-------- Supplied information --------

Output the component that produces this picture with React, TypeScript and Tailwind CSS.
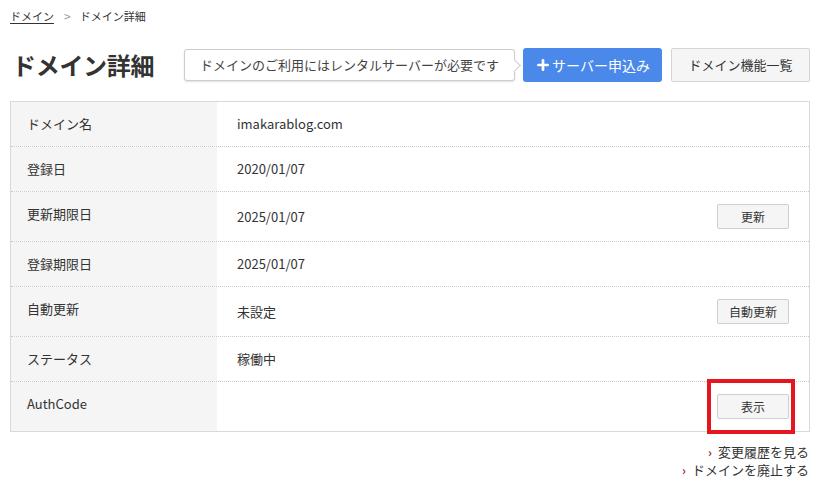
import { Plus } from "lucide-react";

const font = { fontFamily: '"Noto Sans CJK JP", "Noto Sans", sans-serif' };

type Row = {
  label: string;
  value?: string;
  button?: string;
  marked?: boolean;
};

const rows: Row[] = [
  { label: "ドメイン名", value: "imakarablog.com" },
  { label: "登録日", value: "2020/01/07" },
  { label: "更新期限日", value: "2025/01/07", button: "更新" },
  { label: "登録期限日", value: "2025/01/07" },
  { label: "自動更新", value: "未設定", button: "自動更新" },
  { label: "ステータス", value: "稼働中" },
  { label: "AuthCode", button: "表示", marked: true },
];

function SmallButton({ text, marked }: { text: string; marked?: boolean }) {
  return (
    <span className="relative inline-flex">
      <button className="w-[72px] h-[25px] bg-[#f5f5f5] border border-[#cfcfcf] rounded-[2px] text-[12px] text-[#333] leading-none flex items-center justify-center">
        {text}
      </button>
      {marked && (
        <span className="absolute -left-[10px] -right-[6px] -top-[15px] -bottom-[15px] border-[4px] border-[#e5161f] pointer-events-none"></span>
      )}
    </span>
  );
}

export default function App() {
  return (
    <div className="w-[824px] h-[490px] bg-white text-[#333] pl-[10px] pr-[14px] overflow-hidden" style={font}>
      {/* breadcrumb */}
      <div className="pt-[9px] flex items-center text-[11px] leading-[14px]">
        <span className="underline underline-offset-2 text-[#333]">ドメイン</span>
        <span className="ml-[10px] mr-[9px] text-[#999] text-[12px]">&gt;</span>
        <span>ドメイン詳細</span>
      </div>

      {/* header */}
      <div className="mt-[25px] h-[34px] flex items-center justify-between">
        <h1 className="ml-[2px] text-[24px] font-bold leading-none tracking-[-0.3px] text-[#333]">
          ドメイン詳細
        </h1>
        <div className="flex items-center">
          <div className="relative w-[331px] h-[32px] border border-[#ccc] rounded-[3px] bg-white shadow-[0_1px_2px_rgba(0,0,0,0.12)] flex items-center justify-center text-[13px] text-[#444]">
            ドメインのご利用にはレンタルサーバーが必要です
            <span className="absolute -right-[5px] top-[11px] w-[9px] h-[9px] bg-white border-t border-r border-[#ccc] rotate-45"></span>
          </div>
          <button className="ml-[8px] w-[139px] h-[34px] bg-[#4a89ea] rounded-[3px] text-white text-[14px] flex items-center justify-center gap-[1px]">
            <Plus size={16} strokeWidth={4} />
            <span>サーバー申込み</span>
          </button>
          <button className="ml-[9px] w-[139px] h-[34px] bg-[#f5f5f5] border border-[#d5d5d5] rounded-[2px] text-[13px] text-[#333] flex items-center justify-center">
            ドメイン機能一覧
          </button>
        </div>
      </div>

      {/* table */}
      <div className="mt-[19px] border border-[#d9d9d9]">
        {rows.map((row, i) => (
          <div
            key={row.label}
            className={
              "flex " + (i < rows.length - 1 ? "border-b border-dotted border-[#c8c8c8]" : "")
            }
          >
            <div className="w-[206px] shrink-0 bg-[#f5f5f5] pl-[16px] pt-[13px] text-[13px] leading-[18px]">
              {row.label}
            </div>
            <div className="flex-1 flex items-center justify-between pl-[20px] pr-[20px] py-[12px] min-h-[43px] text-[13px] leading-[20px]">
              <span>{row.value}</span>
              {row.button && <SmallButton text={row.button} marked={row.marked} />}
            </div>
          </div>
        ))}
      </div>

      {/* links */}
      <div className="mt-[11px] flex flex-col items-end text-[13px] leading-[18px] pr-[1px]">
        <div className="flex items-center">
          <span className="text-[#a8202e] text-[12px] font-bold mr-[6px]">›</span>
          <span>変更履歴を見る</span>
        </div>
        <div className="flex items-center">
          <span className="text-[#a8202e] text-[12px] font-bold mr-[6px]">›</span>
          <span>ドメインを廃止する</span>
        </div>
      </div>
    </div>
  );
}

--------

> **Set task**
Transcribe the listing in full and omit the pictures.

> **Problem solution**
Output the component that produces this picture with React, TypeScript and Tailwind CSS.
import { Plus } from "lucide-react";

const font = { fontFamily: '"Noto Sans CJK JP", "Noto Sans", sans-serif' };

type Row = {
  label: string;
  value?: string;
  button?: string;
  marked?: boolean;
};

const rows: Row[] = [
  { label: "ドメイン名", value: "imakarablog.com" },
  { label: "登録日", value: "2020/01/07" },
  { label: "更新期限日", value: "2025/01/07", button: "更新" },
  { label: "登録期限日", value: "2025/01/07" },
  { label: "自動更新", value: "未設定", button: "自動更新" },
  { label: "ステータス", value: "稼働中" },
  { label: "AuthCode", button: "表示", marked: true },
];

function SmallButton({ text, marked }: { text: string; marked?: boolean }) {
  return (
    <span className="relative inline-flex">
      <button className="w-[72px] h-[25px] bg-[#f5f5f5] border border-[#cfcfcf] rounded-[2px] text-[12px] text-[#333] leading-none flex items-center justify-center">
        {text}
      </button>
      {marked && (
        <span className="absolute -left-[10px] -right-[6px] -top-[15px] -bottom-[15px] border-[4px] border-[#e5161f] pointer-events-none"></span>
      )}
    </span>
  );
}

export default function App() {
  return (
    <div className="w-[824px] h-[490px] bg-white text-[#333] pl-[10px] pr-[14px] overflow-hidden" style={font}>
      {/* breadcrumb */}
      <div className="pt-[9px] flex items-center text-[11px] leading-[14px]">
        <span className="underline underline-offset-2 text-[#333]">ドメイン</span>
        <span className="ml-[10px] mr-[9px] text-[#999] text-[12px]">&gt;</span>
        <span>ドメイン詳細</span>
      </div>

      {/* header */}
      <div className="mt-[25px] h-[34px] flex items-center justify-between">
        <h1 className="ml-[2px] text-[24px] font-bold leading-none tracking-[-0.3px] text-[#333]">
          ドメイン詳細
        </h1>
        <div className="flex items-center">
          <div className="relative w-[331px] h-[32px] border border-[#ccc] rounded-[3px] bg-white shadow-[0_1px_2px_rgba(0,0,0,0.12)] flex items-center justify-center text-[13px] text-[#444]">
            ドメインのご利用にはレンタルサーバーが必要です
            <span className="absolute -right-[5px] top-[11px] w-[9px] h-[9px] bg-white border-t border-r border-[#ccc] rotate-45"></span>
          </div>
          <button className="ml-[8px] w-[139px] h-[34px] bg-[#4a89ea] rounded-[3px] text-white text-[14px] flex items-center justify-center gap-[1px]">
            <Plus size={16} strokeWidth={4} />
            <span>サーバー申込み</span>
          </button>
          <button className="ml-[9px] w-[139px] h-[34px] bg-[#f5f5f5] border border-[#d5d5d5] rounded-[2px] text-[13px] text-[#333] flex items-center justify-center">
            ドメイン機能一覧
          </button>
        </div>
      </div>

      {/* table */}
      <div className="mt-[19px] border border-[#d9d9d9]">
        {rows.map((row, i) => (
          <div
            key={row.label}
            className={
              "flex " + (i < rows.length - 1 ? "border-b border-dotted border-[#c8c8c8]" : "")
            }
          >
            <div className="w-[206px] shrink-0 bg-[#f5f5f5] pl-[16px] pt-[13px] text-[13px] leading-[18px]">
              {row.label}
            </div>
            <div className="flex-1 flex items-center justify-between pl-[20px] pr-[20px] py-[12px] min-h-[43px] text-[13px] leading-[20px]">
              <span>{row.value}</span>
              {row.button && <SmallButton text={row.button} marked={row.marked} />}
            </div>
          </div>
        ))}
      </div>

      {/* links */}
      <div className="mt-[11px] flex flex-col items-end text-[13px] leading-[18px] pr-[1px]">
        <div className="flex items-center">
          <span className="text-[#a8202e] text-[12px] font-bold mr-[6px]">›</span>
          <span>変更履歴を見る</span>
        </div>
        <div className="flex items-center">
          <span className="text-[#a8202e] text-[12px] font-bold mr-[6px]">›</span>
          <span>ドメインを廃止する</span>
        </div>
      </div>
    </div>
  );
}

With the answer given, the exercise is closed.